Named after Robert Owen Loftus Versfeld, who founded organised sports in Pretoria, the famous old ground has been renamed on several occasions as a result of sponsorship but was returned to its original moniker in 2005 when mobile phone giants Vodacom, purchased the rights but wanted to recognise the work done by Versfeld. For the 2010 finals, the stadium only needs to undergo minor changes and this will result in a total capacity of around 52,000 an increase of 7,000 seats.
Peter Mokaba Stadium
The city of Polokwane is building a new stadium for the 2010 finals that will be situated at the Peter Mokaba Sports Complex. Located in the Limpopo province of South Africa, it is fitting that a new venue is being constructed in the area of the country that has the most registered players. Sitting 5km from the city centre, upon its completion, the stadium will have a capacity of 45,000. The complex upon which the ground will sit is named after political activist, Peter Mokaba, who was a prominent figure during the apartheid era in South Africa.

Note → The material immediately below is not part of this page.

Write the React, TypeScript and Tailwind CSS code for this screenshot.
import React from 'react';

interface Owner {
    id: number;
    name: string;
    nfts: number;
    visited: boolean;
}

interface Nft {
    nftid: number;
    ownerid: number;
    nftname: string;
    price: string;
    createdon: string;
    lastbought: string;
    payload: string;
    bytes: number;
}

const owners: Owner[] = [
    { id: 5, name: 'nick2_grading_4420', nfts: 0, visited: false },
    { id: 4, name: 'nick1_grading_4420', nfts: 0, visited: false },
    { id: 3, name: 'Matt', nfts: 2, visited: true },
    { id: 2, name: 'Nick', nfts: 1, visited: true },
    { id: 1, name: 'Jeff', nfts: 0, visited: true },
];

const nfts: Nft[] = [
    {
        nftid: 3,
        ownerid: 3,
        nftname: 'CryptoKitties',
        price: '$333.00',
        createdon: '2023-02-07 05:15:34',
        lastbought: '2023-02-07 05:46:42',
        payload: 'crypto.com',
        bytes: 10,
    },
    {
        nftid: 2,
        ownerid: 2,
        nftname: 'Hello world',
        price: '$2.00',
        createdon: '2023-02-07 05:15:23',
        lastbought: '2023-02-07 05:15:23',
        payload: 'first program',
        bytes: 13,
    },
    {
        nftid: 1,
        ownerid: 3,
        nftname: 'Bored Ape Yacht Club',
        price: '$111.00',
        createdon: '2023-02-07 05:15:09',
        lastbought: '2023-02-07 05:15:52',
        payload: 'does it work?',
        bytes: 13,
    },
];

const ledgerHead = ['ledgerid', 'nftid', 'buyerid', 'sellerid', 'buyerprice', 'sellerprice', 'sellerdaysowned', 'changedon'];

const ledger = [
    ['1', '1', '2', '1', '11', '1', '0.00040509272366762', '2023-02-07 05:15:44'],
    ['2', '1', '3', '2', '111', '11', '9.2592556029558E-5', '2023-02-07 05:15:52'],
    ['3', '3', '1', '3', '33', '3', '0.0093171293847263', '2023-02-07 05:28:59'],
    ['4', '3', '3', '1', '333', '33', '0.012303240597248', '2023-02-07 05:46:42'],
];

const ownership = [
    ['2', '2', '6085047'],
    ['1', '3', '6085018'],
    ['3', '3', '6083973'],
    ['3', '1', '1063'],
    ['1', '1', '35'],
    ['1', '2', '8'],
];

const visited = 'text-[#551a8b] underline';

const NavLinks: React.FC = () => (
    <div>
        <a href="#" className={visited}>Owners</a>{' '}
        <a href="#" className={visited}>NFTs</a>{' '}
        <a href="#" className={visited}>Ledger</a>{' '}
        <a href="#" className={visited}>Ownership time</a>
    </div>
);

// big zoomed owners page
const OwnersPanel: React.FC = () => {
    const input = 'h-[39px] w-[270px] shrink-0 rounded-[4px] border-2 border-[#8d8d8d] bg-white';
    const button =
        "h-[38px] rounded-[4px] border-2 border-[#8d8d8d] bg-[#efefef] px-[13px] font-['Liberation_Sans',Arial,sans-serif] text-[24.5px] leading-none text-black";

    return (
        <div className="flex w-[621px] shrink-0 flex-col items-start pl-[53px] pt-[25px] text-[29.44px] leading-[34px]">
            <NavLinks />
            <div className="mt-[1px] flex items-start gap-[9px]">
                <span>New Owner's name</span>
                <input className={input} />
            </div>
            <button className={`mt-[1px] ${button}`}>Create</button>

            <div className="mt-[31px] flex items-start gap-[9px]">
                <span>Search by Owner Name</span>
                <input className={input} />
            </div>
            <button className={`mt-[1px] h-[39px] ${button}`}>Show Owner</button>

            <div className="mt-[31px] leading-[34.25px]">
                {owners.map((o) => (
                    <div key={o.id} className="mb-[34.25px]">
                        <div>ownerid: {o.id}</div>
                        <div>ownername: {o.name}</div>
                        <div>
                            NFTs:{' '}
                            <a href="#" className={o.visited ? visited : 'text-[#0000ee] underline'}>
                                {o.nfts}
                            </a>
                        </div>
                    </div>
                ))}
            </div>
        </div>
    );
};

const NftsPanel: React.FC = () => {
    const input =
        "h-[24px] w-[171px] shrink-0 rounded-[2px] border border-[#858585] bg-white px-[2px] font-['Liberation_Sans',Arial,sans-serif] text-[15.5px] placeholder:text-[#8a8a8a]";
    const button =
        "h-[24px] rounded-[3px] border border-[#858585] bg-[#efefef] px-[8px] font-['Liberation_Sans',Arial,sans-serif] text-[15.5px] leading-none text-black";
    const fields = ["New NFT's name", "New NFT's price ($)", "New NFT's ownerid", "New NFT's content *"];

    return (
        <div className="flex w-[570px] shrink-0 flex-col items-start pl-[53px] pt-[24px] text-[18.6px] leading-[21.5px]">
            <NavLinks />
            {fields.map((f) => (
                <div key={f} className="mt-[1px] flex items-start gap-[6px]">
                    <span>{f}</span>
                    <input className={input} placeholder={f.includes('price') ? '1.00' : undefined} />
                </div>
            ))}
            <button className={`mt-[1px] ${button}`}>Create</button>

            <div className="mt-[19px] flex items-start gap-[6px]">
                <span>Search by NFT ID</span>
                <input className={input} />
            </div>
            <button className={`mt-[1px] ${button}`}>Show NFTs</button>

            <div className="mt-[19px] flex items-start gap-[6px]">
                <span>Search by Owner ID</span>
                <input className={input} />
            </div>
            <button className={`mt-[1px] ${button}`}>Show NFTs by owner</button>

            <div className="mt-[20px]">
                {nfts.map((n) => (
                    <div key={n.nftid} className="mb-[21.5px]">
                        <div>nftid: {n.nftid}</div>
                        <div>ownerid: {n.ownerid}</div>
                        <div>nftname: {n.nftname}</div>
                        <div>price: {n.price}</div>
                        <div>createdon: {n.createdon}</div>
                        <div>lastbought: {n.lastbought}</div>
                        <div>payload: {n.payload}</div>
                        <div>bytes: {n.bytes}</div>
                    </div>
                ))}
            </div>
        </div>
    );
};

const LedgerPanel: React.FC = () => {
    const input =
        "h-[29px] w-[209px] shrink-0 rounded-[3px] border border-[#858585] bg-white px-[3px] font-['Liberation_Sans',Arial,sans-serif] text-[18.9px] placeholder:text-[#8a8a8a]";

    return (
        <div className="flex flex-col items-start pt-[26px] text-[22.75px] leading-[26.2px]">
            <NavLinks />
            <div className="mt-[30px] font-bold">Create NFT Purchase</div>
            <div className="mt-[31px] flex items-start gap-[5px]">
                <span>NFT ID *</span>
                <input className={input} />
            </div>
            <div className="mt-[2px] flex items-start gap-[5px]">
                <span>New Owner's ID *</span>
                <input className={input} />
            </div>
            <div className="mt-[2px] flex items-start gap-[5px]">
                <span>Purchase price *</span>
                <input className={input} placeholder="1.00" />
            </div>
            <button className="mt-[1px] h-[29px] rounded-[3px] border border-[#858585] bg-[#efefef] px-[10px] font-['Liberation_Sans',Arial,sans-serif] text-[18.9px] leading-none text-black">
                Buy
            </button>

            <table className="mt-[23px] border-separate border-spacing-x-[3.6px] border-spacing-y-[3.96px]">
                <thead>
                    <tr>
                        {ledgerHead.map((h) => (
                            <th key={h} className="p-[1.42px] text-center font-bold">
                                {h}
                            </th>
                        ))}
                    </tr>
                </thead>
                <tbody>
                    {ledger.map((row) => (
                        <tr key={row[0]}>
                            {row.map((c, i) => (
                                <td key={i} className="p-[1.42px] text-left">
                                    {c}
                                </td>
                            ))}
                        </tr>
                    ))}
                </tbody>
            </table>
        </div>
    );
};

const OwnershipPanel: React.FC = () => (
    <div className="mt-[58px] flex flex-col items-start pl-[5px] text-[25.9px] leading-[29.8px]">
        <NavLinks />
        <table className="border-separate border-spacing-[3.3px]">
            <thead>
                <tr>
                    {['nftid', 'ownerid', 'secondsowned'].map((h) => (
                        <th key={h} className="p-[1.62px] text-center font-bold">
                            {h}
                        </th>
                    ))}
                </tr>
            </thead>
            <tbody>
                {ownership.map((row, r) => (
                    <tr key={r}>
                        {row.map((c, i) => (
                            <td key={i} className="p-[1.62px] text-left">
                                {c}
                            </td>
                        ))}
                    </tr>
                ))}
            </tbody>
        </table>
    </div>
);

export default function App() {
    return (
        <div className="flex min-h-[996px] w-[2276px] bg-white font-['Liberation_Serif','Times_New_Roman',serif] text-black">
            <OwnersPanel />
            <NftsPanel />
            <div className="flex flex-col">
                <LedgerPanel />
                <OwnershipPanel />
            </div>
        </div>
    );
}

The Nelson Mandela Bay Stadium
Named after the inspirational former leader of South Africa, the newly built stadium will be located in the city of Port Elizabeth. Before the finals were awarded to South Africa, there was no designated football stadium in PE, as it is called by the locals, which gave the South African Football Association the chance to build a new, top class facility in the football mad area. Despite not having their own Premier League team to follow, the locals turn out in great numbers when Premier League matches are hosted in the city. Being constructed on the shores of North End Lake, the stadium will have a capacity of around 50,000.
Free State Stadium
The Free State Stadium, also known as the Vodacom Park Stadium is located in the city of Bloemfontein. Used for both football and rugby, the ground plays host to three tenants. For football it is used by Bloemfontein Celtic as one of their home venues and in rugby union it is home for the Free State Cheetahs, who play domestic rugby in South Africa, and the Central Cheetahs who are one of South Africa’s representatives in the Super 14 tournament.
Named after the province in which it is located, the stadium hosted matches in the 1995 Rugby World Cup and the 1996 African Cup of Nations. Scheduled to be used as a venue for the 2009 Confederations Cup, the stadium is undergoing an expensive refurbishment which will see capacity increased to 48,000 as well as having the overall facilities greatly improved.